If you are a user of CONTENTdm and have recently switched to version 5, you no doubt have discovered the trials and tribulations of trying to replicate some of your routine processes under older versions. Wracked with bugs galore, the more complex your projects are, the more problems you have run into. Since its release this past Spring, OCLC has released two version updates that I am aware of and another one is expected this coming fall. At Rose-Hulman, we do not operate our own server, but rather piggy back on Indiana State University’s collaborative project, the Wabash Valley Visions and Voices, a digital memory project dedicated to the documentation and the preservation of the region’s history and heritage in print, pictures, and sound in the Wabash Valley region in west central Indiana and east central Illinois. Our biggest undertaking over the last several years has been to digitize our entire collection of student yearbooks. With about two part time student workers at any time during the school year and myself conducting quality control, it is a slow process. To make the process even more time consuming, the process consists of scanning each page three times, once for pdf, once for a master tiff, and once for OCR of the text files which needed to be formatted with break tags for better viewing in page and text layout. I know there are better ways of doing this, but measuring the quality of the scans, files sizes, and display options, I have chosen the long and tedious route.

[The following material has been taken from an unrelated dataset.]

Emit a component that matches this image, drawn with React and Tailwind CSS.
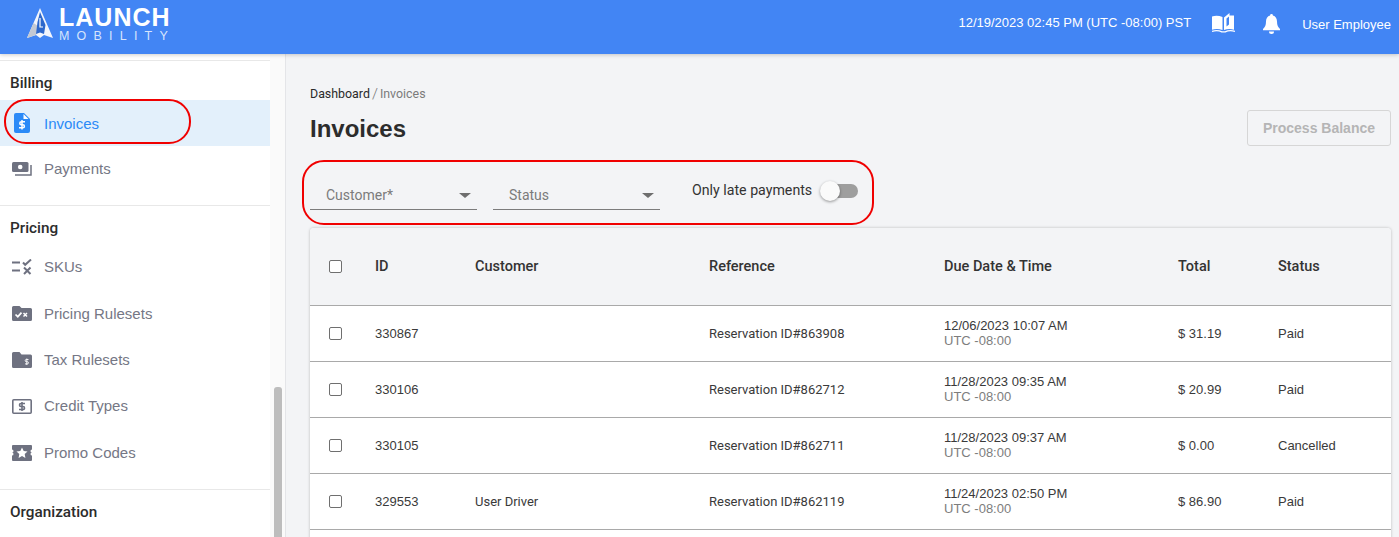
import { useState } from "react";

const rows = [
  { id: "330867", customer: "", reference: "Reservation ID#863908", due: "12/06/2023 10:07 AM", total: "$ 31.19", status: "Paid" },
  { id: "330106", customer: "", reference: "Reservation ID#862712", due: "11/28/2023 09:35 AM", total: "$ 20.99", status: "Paid" },
  { id: "330105", customer: "", reference: "Reservation ID#862711", due: "11/28/2023 09:37 AM", total: "$ 0.00", status: "Cancelled" },
  { id: "329553", customer: "User Driver", reference: "Reservation ID#862119", due: "11/24/2023 02:50 PM", total: "$ 86.90", status: "Paid" },
];

const InvoiceIcon = () => (
  <svg width="16" height="20" viewBox="0 0 16 20">
    <path d="M2 0h8l6 6v12a2 2 0 0 1-2 2H2a2 2 0 0 1-2-2V2a2 2 0 0 1 2-2z" fill="#2b8af7" />
    <path d="M9.5 1v5h5z" fill="#fff" />
    <path d="M11 8.800H7.300a1.500 1.500 0 0 0 0 3h1.600a1.500 1.500 0 0 1 0 3H5M8 7v9.500" fill="none" stroke="#fff" strokeWidth="1.500" />
  </svg>
);

const PaymentsIcon = () => (
  <svg width="20" height="14" viewBox="0 0 20 14">
    <rect x="0" y="0" width="16.500" height="10" rx="1.500" fill="#6e7180" />
    <circle cx="8.200" cy="5" r="2.300" fill="#fff" />
    <path d="M19 3v10H3" fill="none" stroke="#6e7180" strokeWidth="1.500" />
  </svg>
);

const SkuIcon = () => (
  <svg width="20" height="16" viewBox="0 0 20 16" fill="none" stroke="#6e7180" strokeWidth="2">
    <path d="M0 3.500h8M0 11.500h8" />
    <path d="M11 3.500l2.200 2.300L19 0.500" />
    <path d="M12 8.500l6.500 6.500M18.500 8.500L12 15" />
  </svg>
);

const RulesetIcon = () => (
  <svg width="20" height="15" viewBox="0 0 20 15">
    <path d="M1.500 0h6l2 2h9A1.500 1.500 0 0 1 20 3.500v10a1.500 1.500 0 0 1-1.500 1.500h-17A1.500 1.500 0 0 1 0 13.500v-12A1.500 1.500 0 0 1 1.500 0z" fill="#6e7180" />
    <path d="M3.500 8.500l2.300 2.200 3.700-4" fill="none" stroke="#fff" strokeWidth="1.700" />
    <path d="M11.500 7l3.500 3.500M15 7l-3.500 3.500" fill="none" stroke="#fff" strokeWidth="1.500" />
  </svg>
);

const TaxIcon = () => (
  <svg width="20" height="16" viewBox="0 0 20 16">
    <path d="M1.500 0h6l2 2.500h9A1.500 1.500 0 0 1 20 4v10.500a1.500 1.500 0 0 1-1.500 1.500h-17A1.500 1.500 0 0 1 0 14.500v-13A1.500 1.500 0 0 1 1.500 0z" fill="#6e7180" />
    <path d="M16.500 7.500h-2.200a1 1 0 0 0 0 2.200h1a1 1 0 0 1 0 2.200H13M14.800 6.500v6.500" fill="none" stroke="#fff" strokeWidth="0.900" />
  </svg>
);

const CreditIcon = () => (
  <svg width="20" height="15" viewBox="0 0 20 15">
    <rect x="0.800" y="0.800" width="18.400" height="13.400" rx="1" fill="none" stroke="#6e7180" strokeWidth="1.600" />
    <path d="M13 4.500H9a1.400 1.400 0 0 0 0 3h2a1.400 1.400 0 0 1 0 3H7M10 3v9" fill="none" stroke="#6e7180" strokeWidth="1.600" />
  </svg>
);

const PromoIcon = () => (
  <svg width="20" height="16" viewBox="0 0 20 16">
    <path d="M1 0h18a1 1 0 0 1 1 1v3.500a1.500 1.500 0 0 0 0 3 1.500 1.500 0 0 0 0 3V15a1 1 0 0 1-1 1H1a1 1 0 0 1-1-1v-4.500a1.500 1.500 0 0 0 0-3 1.500 1.500 0 0 0 0-3V1a1 1 0 0 1 1-1z" fill="#6e7180" />
    <path d="M10 2.500l1.700 3.500 3.800.5-2.800 2.600.7 3.800-3.400-1.900-3.400 1.900.7-3.800-2.800-2.600 3.800-.5z" fill="#fff" />
  </svg>
);

const BookIcon = () => (
  <svg width="23" height="20" viewBox="0 0 23 20">
    <path d="M0 3.500C3 2.500 7 2.500 10.500 4v13C7 15.800 3 15.800 0 16.800z" fill="#fff" />
    <path d="M12 4.500L17.500 0v2.600H22v14.200c-3.500-1-6.800-.9-10 .2z" fill="#fff" />
    <path d="M14.500 13.500V5.500L17 3.500v8z" fill="#4285f4" />
    <path d="M0 18.300c3.500-.9 7-.8 9.800.5h3.400c2.800-1.300 6.300-1.400 9.800-.5" fill="none" stroke="#fff" strokeWidth="1.300" />
  </svg>
);

const BellIcon = () => (
  <svg width="17" height="20" viewBox="0 0 17 20">
    <path d="M8.500 0a1.400 1.400 0 0 1 1.400 1.500C12.700 2.200 14 4.600 14 7.500c0 4 1 5.500 3 7.500v1.200H0V15c2-2 3-3.500 3-7.500 0-2.900 1.300-5.300 4.100-6A1.400 1.400 0 0 1 8.500 0z" fill="#fff" />
    <path d="M6 17.500h5a2.500 2.500 0 0 1-5 0z" fill="#fff" />
  </svg>
);

const Logo = () => (
  <div className="flex items-start">
    <svg width="26" height="30" viewBox="0 0 26 30" className="ml-[27px] mt-[8px]">
      <path d="M13 0L0 30l9-3 4 3 4-3 9 3z" fill="#f2f5fc" />
      <path d="M6.500 15L0 30l9-3 2-9z" fill="#c3c9d4" />
      <path d="M13 4l5.500 13-1.500 9-4-1.500L9 26l1.500-12z" fill="#2d68cc" />
      <path d="M13 10v9h3" fill="none" stroke="#fff" strokeWidth="1.200" />
    </svg>
    <div className="ml-[6px] mt-[4px] flex flex-col font-['Liberation_Sans',sans-serif] text-white">
      <span className="text-[25px] font-bold leading-[26px] tracking-[1px]">LAUNCH</span>
      <span className="-mt-[1px] text-[12.5px] leading-[14px] tracking-[7.200px] text-[#d6e4fc]">MOBILITY</span>
    </div>
  </div>
);

function SideItem({ icon, label, active, className }) {
  return (
    <div
      className={`flex h-[46.4px] items-center ${active ? "bg-[#e3f0fb] text-[#2b8af7]" : "text-[#757785]"} ${className || ""}`}
    >
      <span className="flex w-[44px] justify-center">{icon}</span>
      <span className={`text-[15px] ${active ? "pt-[3px]" : "pt-[1px]"}`}>{label}</span>
    </div>
  );
}

function Checkbox() {
  return <span className="block size-[13px] rounded-[2px] border border-[#6f6f6f] bg-white" />;
}

const gridCols = "grid grid-cols-[65px_100px_234px_235px_234px_100px_1fr] items-center";

export default function App() {
  const [late, setLate] = useState(false);

  return (
    <div className="flex h-[537px] w-full flex-col overflow-hidden bg-[#f3f4f6] font-['Liberation_Sans',sans-serif]">
      <header className="relative z-10 flex h-[54px] shrink-0 items-start justify-between bg-[#4285f4] shadow-[0_1px_4px_rgba(0,0,0,0.2)]">
        <Logo />
        <div className="flex items-start pr-[8px] text-white">
          <span className="mt-[13px] text-[13px] leading-[20px]">12/19/2023 02:45 PM (UTC -08:00) PST</span>
          <span className="ml-[21px] mt-[13px]"><BookIcon /></span>
          <span className="ml-[28px] mt-[14px]"><BellIcon /></span>
          <span className="ml-[22px] mt-[15px] text-[13px] leading-[20px]">User Employee</span>
        </div>
      </header>

      <div className="flex min-h-0 flex-1">
        <aside className="flex w-[286px] shrink-0 border-r border-[#e4e5e8] bg-[#fafafa]">
          <nav className="w-[270px] shrink-0 bg-white pt-[6px]">
            <div className="border-t border-[#e8e8e8] pt-[11px]">
              <h3 className="h-[28px] pl-[10px] font-['Roboto',sans-serif] text-[15.300px] font-medium leading-[22px] text-[#2c2c2c]">Billing</h3>
              <SideItem icon={<InvoiceIcon />} label="Invoices" active />
              <SideItem icon={<PaymentsIcon />} label="Payments" className="-mt-[1px]" />
            </div>
            <div className="mt-[13px] border-t border-[#e8e8e8] pt-[11px]">
              <h3 className="h-[16px] pl-[10px] font-['Roboto',sans-serif] text-[15.300px] font-medium leading-[22px] text-[#2c2c2c]">Pricing</h3>
              <SideItem icon={<SkuIcon />} label="SKUs" className="mt-[11px]" />
              <SideItem icon={<RulesetIcon />} label="Pricing Rulesets" />
              <SideItem icon={<TaxIcon />} label="Tax Rulesets" />
              <SideItem icon={<CreditIcon />} label="Credit Types" />
              <SideItem icon={<PromoIcon />} label="Promo Codes" />
            </div>
            <div className="mt-[13px] border-t border-[#e8e8e8] pt-[11px]">
              <h3 className="pl-[10px] font-['Roboto',sans-serif] text-[15.300px] font-medium leading-[22px] text-[#2c2c2c]">Organization</h3>
            </div>
          </nav>
          <div className="flex-1 pl-[4px] pr-[3px] pt-[333px]">
            <div className="h-[200px] rounded-[3px] bg-[#bdbdbd]" />
          </div>
        </aside>

        <main className="min-w-0 flex-1 overflow-hidden pl-[24px] pr-[8px] pt-[32px]">
          <div className="flex h-[16px] items-center font-['Roboto',sans-serif] text-[12.400px] leading-[16px]">
            <span className="text-[#2a2a2a]">Dashboard</span>
            <span className="mx-[2px] text-[15px] font-light text-[#777]">/</span>
            <span className="text-[#7b7b7b]">Invoices</span>
          </div>
          <div className="flex items-start justify-between">
            <h1 className="mt-[11px] text-[24px] font-bold leading-[32px] text-[#2c2c2c]">Invoices</h1>
            <button className="mt-[8px] h-[36px] w-[144px] rounded-[3px] border border-[#d6d6d6] text-[14px] font-bold text-[#b5b5b5]" disabled>
              Process Balance
            </button>
          </div>

          <div className="mt-[25px] flex items-start font-['Roboto',sans-serif]">
            <div className="flex h-[39px] w-[167px] items-center justify-between border-b border-[#7c7c7c] pl-[16px] pr-[6px] pt-[10px]">
              <span className="text-[14px] text-[#7b7b7b]">Customer*</span>
              <span className="h-0 w-0 border-x-[6px] border-t-[5px] border-x-transparent border-t-[#6e6e6e]" />
            </div>
            <div className="ml-[16px] flex h-[39px] w-[167px] items-center justify-between border-b border-[#7c7c7c] pl-[16px] pr-[6px] pt-[10px]">
              <span className="text-[14px] text-[#7b7b7b]">Status</span>
              <span className="h-0 w-0 border-x-[6px] border-t-[5px] border-x-transparent border-t-[#6e6e6e]" />
            </div>
            <div className="ml-[32px] flex items-center pt-[9px]">
              <span className="text-[14.200px] leading-[20px] text-[#333]">Only late payments</span>
              <button
                className="relative ml-[10px] mt-[1px] h-[14px] w-[36px] rounded-full bg-[#9e9e9e]"
                onClick={() => setLate(!late)}
              >
                <span className="absolute -left-[2px] -top-[3px] size-[20px] rounded-full bg-[#fafafa] shadow-[0_1px_3px_rgba(0,0,0,0.4)]" />
              </button>
            </div>
          </div>

          <div className="mt-[18px] rounded-t-[4px] bg-white shadow-[0_0_3px_rgba(0,0,0,0.25)]">
            <div className={`${gridCols} h-[78px] rounded-t-[4px] border-b border-[#a9a9a9] bg-[#f3f4f6] font-['Roboto',sans-serif] text-[14.500px] font-medium text-[#333]`}>
              <span className="pl-[19px]"><Checkbox /></span>
              <span>ID</span>
              <span>Customer</span>
              <span>Reference</span>
              <span>Due Date &amp; Time</span>
              <span>Total</span>
              <span>Status</span>
            </div>
            {rows.map((row) => (
              <div key={row.id} className={`${gridCols} h-[56px] border-b border-[#a9a9a9] text-[13px] text-[#3a3a3a]`}>
                <span className="pl-[19px]"><Checkbox /></span>
                <span>{row.id}</span>
                <span className="font-['Roboto',sans-serif]">{row.customer}</span>
                <span className="font-['Roboto',sans-serif]">{row.reference}</span>
                <span className="pb-[2px] leading-[15px]">
                  <span className="block">{row.due}</span>
                  <span className="block text-[#7d7d7d]">UTC -08:00</span>
                </span>
                <span>{row.total}</span>
                <span>{row.status}</span>
              </div>
            ))}
            <div className="h-[56px]" />
          </div>
        </main>
      </div>

      <div className="pointer-events-none absolute left-[4px] top-[99px] z-20 h-[45px] w-[187px] rounded-[22px] border-[2px] border-[#f00000]" />
      <div className="pointer-events-none absolute left-[302px] top-[160px] z-20 h-[65px] w-[572px] rounded-[22px] border-[2px] border-[#f00000]" />
    </div>
  );
}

Although a slow process, this has worked out quite well for us until the release of version 5. While I have been faced with countless road blocks, newly discovered bugs, and lots of hair pulling and teeth gnashing, I may just have discovered a better, faster approach to digitizing yearbooks, one that just may allow us to finish the rest of them within the year or shortly thereafter.
First, let me point out a few of the road blocks I have run into. First, when creating simple document compound objects built from pdf files, I am no longer able to import transcript files. It used to work and should still work, but it does not; the text simply is not there. The pdf files were not scanned with the text imbedded into them. I have tried this in the past and was not happy with the OCR results. I’ve also recently tried uploading the tiff images and telling it to use the pdf files as display images but then it places the pages out of order. In fact telling it to use any other external display images places the pages out of order. External text files can only be imported with jpg of tiff images, but not pdf. So I finally accepted the idea of using the tiff images but still was having problems with pages being out of order. What I discovered is that with Version 5, if you are going to use transcript files, you have to have a transcript file for every single page, and not just those that have text you would like included. So the solution was to create a text page for all those pages that didn’t have a transcript before. So a simple page with the word “the” (a stop word) did the trick. That one page had to be saved for every page that needed a transcript file.
The good news. Yes, there is some good news from all of this. For the remainder of the yearbooks to be completed, we may only need to create master tiff images and then use CONTENTdm’s built in OCR feature. My initial tests show that clear text with simple fonts works well as where fancy fonts or text that is too small results in lots of errors. So it may be that for newer yearbooks, we can simply create a tiff image and OCR the text upon import. For some of the older yearbooks with fancy fonts, we may still need to create external OCR transcript files. So far, I am encouraged, the true test will come in the coming weeks as I start importing these books.